Sing ‘unda tha sea’ as you ogle at over 800 species of marine wildlife in the world's largest aquarium, which also has the title of the largest collection of manta rays in captivity. Amongst the other underwater beasties tenured here are nurse sharks, hammerhead sharks, eels, clownfish, giant octopuses, bottlenose dolphins and seahorses.
You gotta love a waterpark, right? Adventure Cove – located on Sentosa Island – is a great one filled with high-speed rides that spiral, dive and plunge. One standout here is the Rainbow Reef, where you can snorkel among 20,000 tropical fish. For those not feeling so hyperactive – *cough*parents*cough* – there are plenty of shaded cabanas to relax with a drink.
Image: Haopee G/Flickr
Arrive at Sentosa in style when you at the Singapore Cable Car from Faber Peak Singapore down to Sentosa Station. This unique mode of transportation can also be transformed into a private dining space where you're served a four-course meal with dishes like wagyu beef cheek and smoked duck breast during the 90-minute ride.

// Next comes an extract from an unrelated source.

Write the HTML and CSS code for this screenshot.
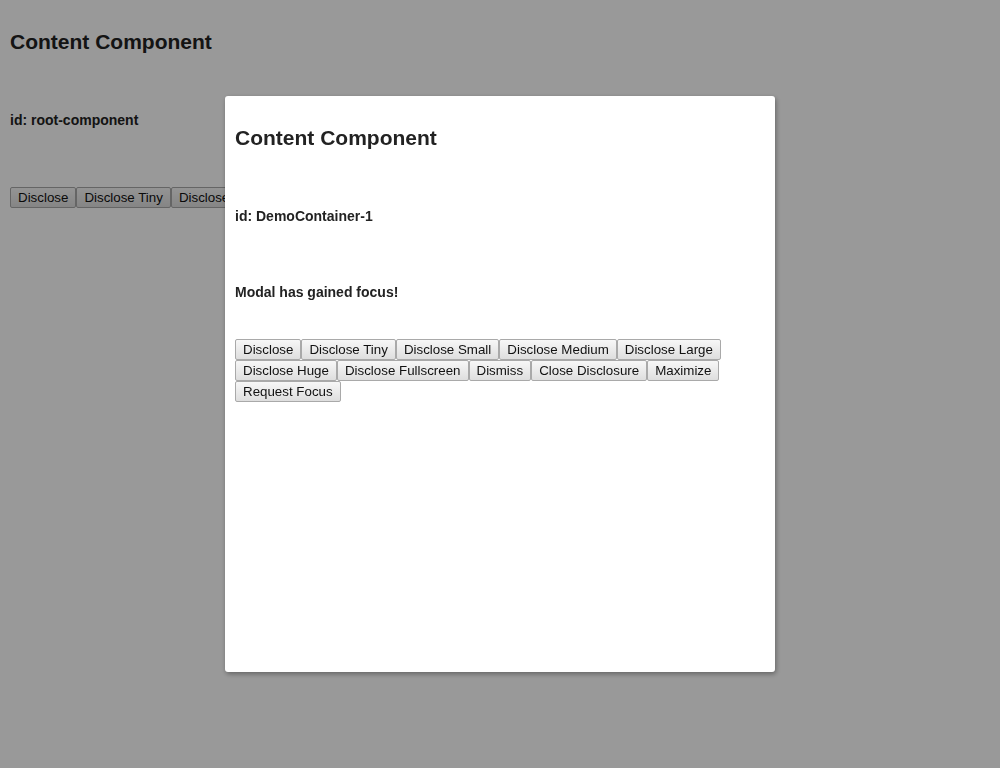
FILE: index.html
```html
<!DOCTYPE html>
<html lang="en">
<head>
  <meta charset="UTF-8" />
  <title>Content Component</title>
  <link rel="stylesheet" href="styles.css">
</head>
<body>

  <div class="component">
    <h2 class="title">Content Component</h2>
    <p class="id-line">id: root-component</p>
    <div class="actions root-actions">
      <button>Disclose</button><button>Disclose Tiny</button><button>Disclose Small</button><button>Disclose Medium</button><button>Disclose Large</button><button>Disclose Huge</button><button>Disclose Fullscreen</button>
    </div>
  </div>

  <!-- Modal -->
  <div class="overlay">
    <div class="modal">
      <div class="component">
        <h2 class="title">Content Component</h2>
        <p class="id-line">id: DemoContainer-1</p>
        <p class="focus-line">Modal has gained focus!</p>
        <div class="actions">
          <button>Disclose</button><button>Disclose Tiny</button><button>Disclose Small</button><button>Disclose Medium</button><button>Disclose Large</button><button>Disclose Huge</button><button>Disclose Fullscreen</button><button>Dismiss</button><button>Close Disclosure</button><button>Maximize</button><button>Request Focus</button>
        </div>
      </div>
    </div>
  </div>

</body>
</html>
```

FILE: styles.css
```css
body {
  margin: 0;
  font-family: "Liberation Sans", Arial, sans-serif;
  color: #222;
  background: #fff;
}

.component {
  padding: 10px;
}

.title {
  margin: 20px 0 0;
  font-size: 21px;
  line-height: 24px;
  font-weight: bold;
}

.id-line {
  margin: 58px 0 0;
  font-size: 14px;
  line-height: 16px;
  font-weight: bold;
}

.focus-line {
  margin: 60px 0 0;
  font-size: 14px;
  line-height: 16px;
  font-weight: bold;
}

.actions {
  margin-top: 39px;
  display: flex;
  flex-wrap: wrap;
}

.root-actions {
  margin-top: 59px;
}

.actions button {
  font-family: "Liberation Sans", Arial, sans-serif;
  font-size: 13.33px;
  line-height: 15px;
  color: #111;
  padding: 2px 7px;
  margin: 0;
  border: 1px solid #a9a9a9;
  border-radius: 2px;
  background: linear-gradient(#f7f7f7, #dedede);
}

/* Modal Popup */
.overlay {
  position: fixed;
  inset: 0;
  background: rgba(0, 0, 0, 0.4);
  display: flex;
  justify-content: center;
  align-items: center;
}

.modal {
  width: 550px;
  height: 576px;
  background: white;
  border-radius: 3px;
  box-shadow: 1px 2px 5px rgba(0, 0, 0, 0.35);
}
```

While the grown-ups will appreciate the history of this modest-sized mound in the heart of the business district, the kids… well, they don’t need any excuse to tumble around in a park as verdant as this, do they? As they explore the many nooks and crannies of Fort Canning Park and its many colonial-era relics, history buffs can learn more about the vital roles it played in Singapore’s story over the centuries.
One of Singapore's largest and most impressive museums, the Asian Civilisations Museum has seven galleries showcasing more than 1,000 artefacts from the civilisations of China, Southeast Asia, South Asia and West Asia. You’ll find many curious artefacts and gems on display here: the first floor of galleries chart the story of trade across the region, while the second floor presents systems of faith and belief, and the third features materials and design used in Chinese ceramics from the Han to the Qing dynasty.